Firstly, television has turned politics into a celebrity contest. The two-second conclusions of grassroots opinion foisted on us each day by television news are by their nature superficial and short. Vox pop verdicts may do people a disservice, but from them it seems that large numbers of voters are deciding not on policy or even party but just on the personality of each leader.
Next, no such Johnson-Corbyn dance-off begins on an even footing. The UK press, predominantly in right-wing hands, has seen to that. Boris Johnson, one of their own, is portrayed as loveable chump, accorded the status of national treasure and first-name recognition. The cameras love him, as he does them. For years the most widely read papers in this country have found space each day to vilify Corbyn (surname only), made out to be some kind of crazed communist blend of racist and terrorist. (The shame, perhaps, is that he himself does not do personal attacks on anyone.)
Finally, in any such competition, the guy-in-the-pub, say-it-straight, got-all-the-answers funster image of a Johnson or a Farage will come across to many (or any who don’t know them) as more appealing than the duller, dour, more complicated and apparently humourless mode of a Corbyn. What else is there to explain the strong personal lead Johnson enjoys in the polls, regardless of his track record? Baffled by the complexities of the political situation and bored with its repetitiveness, people are looking instead for good cheer and light relief.
I accept that we live in an age when a political leader has to have ‘personality’ and be good on television. They need that to carry the country with them. Things were different in the world I came into. Attlee was a modest man and self-effacing. Of him it was said, ‘An empty taxi drew up in Downing St and Clement Attlee stepped out.’ Stafford Cripps was not known for his laddishness. But, as Chancellor, he is credited with laying the foundations of Britain’s post-war economic prosperity. The Attlee government, which included the likes of Nye Bevan, Hugh Gaitskell and Herbert Morrison, created the NHS and greatly expanded the welfare state. Earnest, high-minded politicians, intent on tackling the ills of the world – but none of them great for a larf.
How might it have been, one wonders, if in those post-war decades the electorate had gone instead for the characters played by the most popular comics of the day? Ken Dodd for Chancellor, perhaps. Or Charlie Drake? Arthur Askey for PM or maybe Bernard Bresslaw. I only arsked.
Send in the Clowns?
Cartoon by © Rupert Besley
Rupert Besley writes:
[a personal viewpoint, not purporting in any way to represent the opinions of the PCO]
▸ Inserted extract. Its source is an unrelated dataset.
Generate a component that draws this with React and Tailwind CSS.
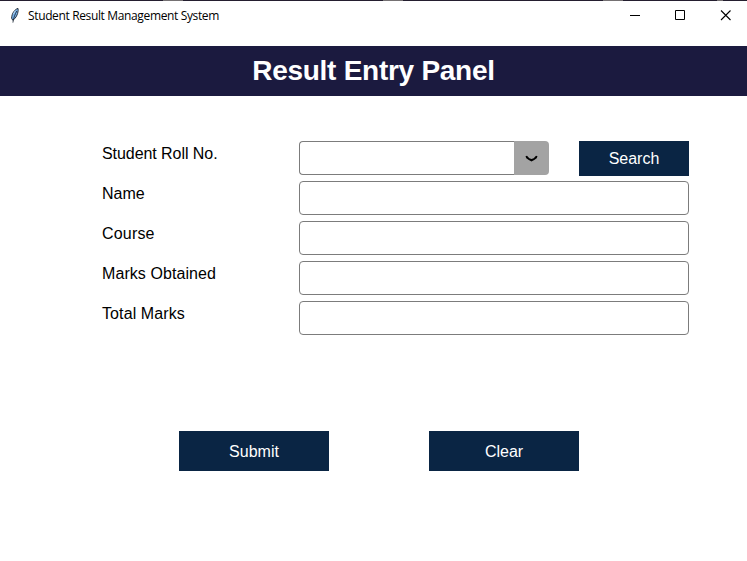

For the first time in my life I’m seriously wondering if humour might not be doing more harm than good. That’s a worrying thought and no conclusion I would ever wish to reach. I get to this point down the following route.
The expert analysis of recognised independent think-tanks all seems to agree that Brexit, hard or soft, will leave the country’s economy worse off than before and that those who will suffer most are those already hardest hit and at the bottom of the pile. And yet the parties pursuing this course (Conservative and Brexit) are those that have been riding high in the polls and especially so in the least well-off areas.
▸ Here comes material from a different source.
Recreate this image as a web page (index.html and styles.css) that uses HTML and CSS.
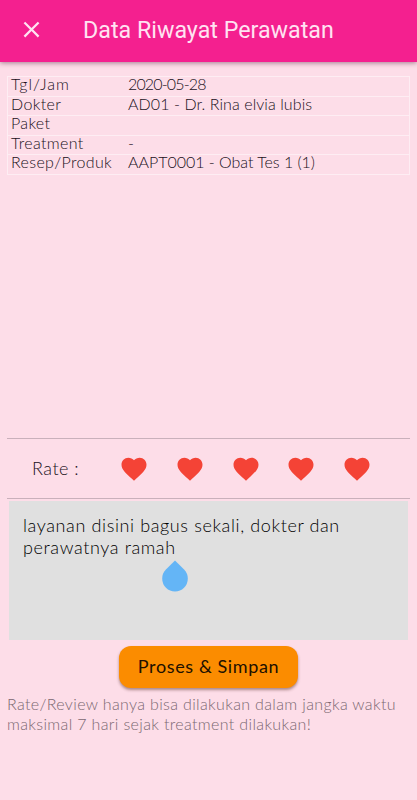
FILE: index.html
```html
<!DOCTYPE html>
<html lang="id">
<head>
<meta charset="utf-8">
<title>Data Riwayat Perawatan</title>
<link rel="stylesheet" href="styles.css">
</head>
<body>
<svg width="0" height="0" class="defs"><symbol id="heart" viewBox="0 0 24 24"><path d="M12 21.35l-1.45-1.32C5.4 15.36 2 12.28 2 8.5 2 5.42 4.42 3 7.5 3c1.74 0 3.41.81 4.5 2.09C13.09 3.81 14.76 3 16.5 3 19.58 3 22 5.42 22 8.5c0 3.78-3.4 6.86-8.55 11.54L12 21.35z"/></symbol></svg>
<header class="bar">
  <svg class="close" viewBox="0 0 24 24"><path d="M19 6.41L17.59 5 12 10.59 6.41 5 5 6.41 10.59 12 5 17.59 6.41 19 12 13.41 17.59 19 19 17.59 13.41 12z"/></svg>
  <h1>Data Riwayat Perawatan</h1>
</header>
<main>
  <dl class="details">
    <div><dt class="wide">Tgl/Jam</dt><dd class="date">2020-05-28</dd></div>
    <div><dt>Dokter</dt><dd class="doctor">AD01 - Dr. Rina elvia lubis</dd></div>
    <div><dt>Paket</dt><dd></dd></div>
    <div><dt>Treatment</dt><dd>-</dd></div>
    <div><dt>Resep/Produk</dt><dd class="product">AAPT0001 - Obat Tes 1 (1)</dd></div>
  </dl>
  <section class="rate">
    <span class="rate-label">Rate :</span>
    <div class="hearts">
      <svg><use href="#heart"/></svg>
      <svg><use href="#heart"/></svg>
      <svg><use href="#heart"/></svg>
      <svg><use href="#heart"/></svg>
      <svg><use href="#heart"/></svg>
    </div>
  </section>
  <div class="review">layanan disini bagus sekali, dokter dan<br>perawatnya ramah
    <svg class="handle" viewBox="0 0 26 32"><path d="M13 0.5L22.1 9.6A12.8 12.8 0 1 1 3.9 9.6Z"/></svg>
  </div>
  <button class="save">Proses &amp; Simpan</button>
  <p class="note">Rate/Review hanya bisa dilakukan dalam jangka waktu<br>maksimal 7 hari sejak treatment dilakukan!</p>
</main>
</body>
</html>
```
FILE: styles.css
```css
* { box-sizing: border-box; }
body {
  margin: 0;
  height: 800px;
  overflow: hidden;
  background: #fddde8;
  color: #20101a;
  font-family: Lato, "Liberation Sans", sans-serif;
  font-weight: 300;
}
.defs { position: absolute; }
.bar {
  height: 62px;
  display: flex;
  align-items: center;
  padding: 0 20px;
  background: #f4208f;
  box-shadow: 0 1px 5px rgba(60, 0, 30, .45);
}
.close { width: 27px; height: 27px; margin: -3px 38px 0 -2px; fill: #ffe3f2; }
h1 {
  margin: -2px 0 0;
  font: 400 23.25px/28px Roboto, sans-serif;
  color: #ffe3f2;
  white-space: nowrap;
}
main { padding: 14px 7px 0; display: flex; flex-direction: column; }
.details {
  margin: 0;
  height: 99px;
  border: 1px solid #feedf3;
  border-width: 1px 1px 0;
  display: grid;
  grid-template-rows: repeat(5, 1fr);
  font-size: 16px;
  line-height: 14px;
  letter-spacing: .35px;
}
.details div {
  display: grid;
  grid-template-columns: 117px 1fr;
  padding-left: 3px;
  border-bottom: 1px solid #feedf3;
  white-space: nowrap;
}
dt, dd { margin: 0; }
.wide { letter-spacing: 1px; }
.date { letter-spacing: -.85px; }
.doctor { letter-spacing: .08px; }
.product { letter-spacing: -.02px; }
.rate {
  margin-top: 263px;
  height: 61px;
  border: 1px solid #c9b0bb;
  border-width: 1px 0;
  display: flex;
  align-items: center;
  padding-left: 25px;
}
.rate-label { width: 87px; margin-top: -2px; font-size: 18px; letter-spacing: .5px; }
.hearts { display: flex; gap: 25.8px; }
.hearts svg { width: 30px; height: 30px; fill: #f44336; }
.review {
  position: relative;
  margin: 2px 2px 0;
  height: 139px;
  padding: 13px 14px;
  background: #e0e0e0;
  color: #000;
  font-size: 18px;
  line-height: 22px;
  letter-spacing: .62px;
  white-space: nowrap;
}
.handle { position: absolute; left: 153px; top: 59px; width: 26px; height: 32px; fill: #64b5f6; }
.save {
  align-self: center;
  width: 179px;
  height: 42px;
  margin: 6px 0 0;
  padding: 0 0 2px;
  border: 0;
  border-radius: 12px;
  background: #fb8c00;
  color: #201000;
  font: 400 18px/40px Lato, sans-serif;
  letter-spacing: .62px;
  box-shadow: 0 2px 3px rgba(70, 30, 20, .45);
}
.note {
  margin: 6px 0 0;
  color: #7b6871;
  font-size: 16px;
  line-height: 20px;
  letter-spacing: .35px;
  white-space: nowrap;
}
```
I can think of only one explanation for this and it comes in three parts.
Firstly, television has turned politics into a celebrity contest. The two-second conclusions of grassroots opinion foisted on us each day by television news are by their nature superficial and short. Vox pop verdicts may do people a disservice, but from them it seems that large numbers of voters are deciding not on policy or even party but just on the personality of each leader.
Next, no such Johnson-Corbyn dance-off begins on an even footing. The UK press, predominantly in right-wing hands, has seen to that. Boris Johnson, one of their own, is portrayed as loveable chump, accorded the status of national treasure and first-name recognition. The cameras love him, as he does them. For years the most widely read papers in this country have found space each day to vilify Corbyn (surname only), made out to be some kind of crazed communist blend of racist and terrorist. (The shame, perhaps, is that he himself does not do personal attacks on anyone.)
Finally, in any such competition, the guy-in-the-pub, say-it-straight, got-all-the-answers funster image of a Johnson or a Farage will come across to many (or any who don’t know them) as more appealing than the duller, dour, more complicated and apparently humourless mode of a Corbyn. What else is there to explain the strong personal lead Johnson enjoys in the polls, regardless of his track record? Baffled by the complexities of the political situation and bored with its repetitiveness, people are looking instead for good cheer and light relief.
I accept that we live in an age when a political leader has to have ‘personality’ and be good on television. They need that to carry the country with them. Things were different in the world I came into. Attlee was a modest man and self-effacing. Of him it was said, ‘An empty taxi drew up in Downing St and Clement Attlee stepped out.’ Stafford Cripps was not known for his laddishness. But, as Chancellor, he is credited with laying the foundations of Britain’s post-war economic prosperity. The Attlee government, which included the likes of Nye Bevan, Hugh Gaitskell and Herbert Morrison, created the NHS and greatly expanded the welfare state. Earnest, high-minded politicians, intent on tackling the ills of the world – but none of them great for a larf.
How might it have been, one wonders, if in those post-war decades the electorate had gone instead for the characters played by the most popular comics of the day? Ken Dodd for Chancellor, perhaps. Or Charlie Drake? Arthur Askey for PM or maybe Bernard Bresslaw. I only arsked.